Family Diary () is a 1962 Italian film directed by Valerio Zurlini and based on the novel by Vasco Pratolini. It tells the story of two brothers (played by Marcello Mastroianni and Jacques Perrin) who are brought up apart from each other at their mother's death, then brought together by difficult family circumstances.

Described by Elliot Stein in The Village Voice as "the classiest 'male weepie' ever filmed", Family Diary is an exemplary adaptation of the semi-autobiographical Vasco Pratolini novel Two Brothers, and won Zurlini a shared Golden Lion at the Venice Film Festival.
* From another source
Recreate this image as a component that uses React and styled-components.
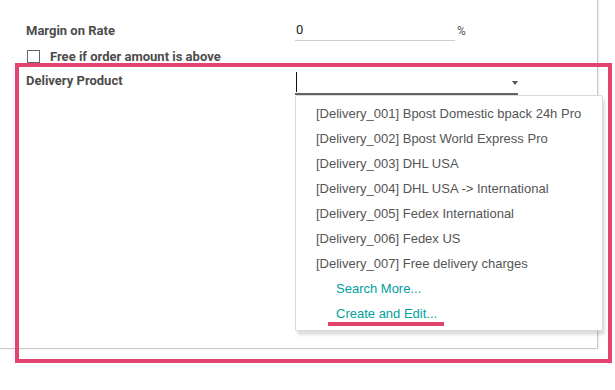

Marcello Mastroianni gives a sensitive, finely judged performance as Enrico, a struggling journalist in the Rome of 1945. He receives a phone call informing him that his younger brother Lorenzo (Jacques Perrin) has died. Enrico recalls their long and difficult relationship; he was brought up by their poor but warm-hearted grandmother (Sylvie), while Lorenzo was raised as a gentleman by a wealthy local aristocrat. Reunited in the Florence of the 1930s, Enrico becomes his spoiled brother's keeper, forever haunted by a sense of guilt and responsibility towards a man he both hates and loves.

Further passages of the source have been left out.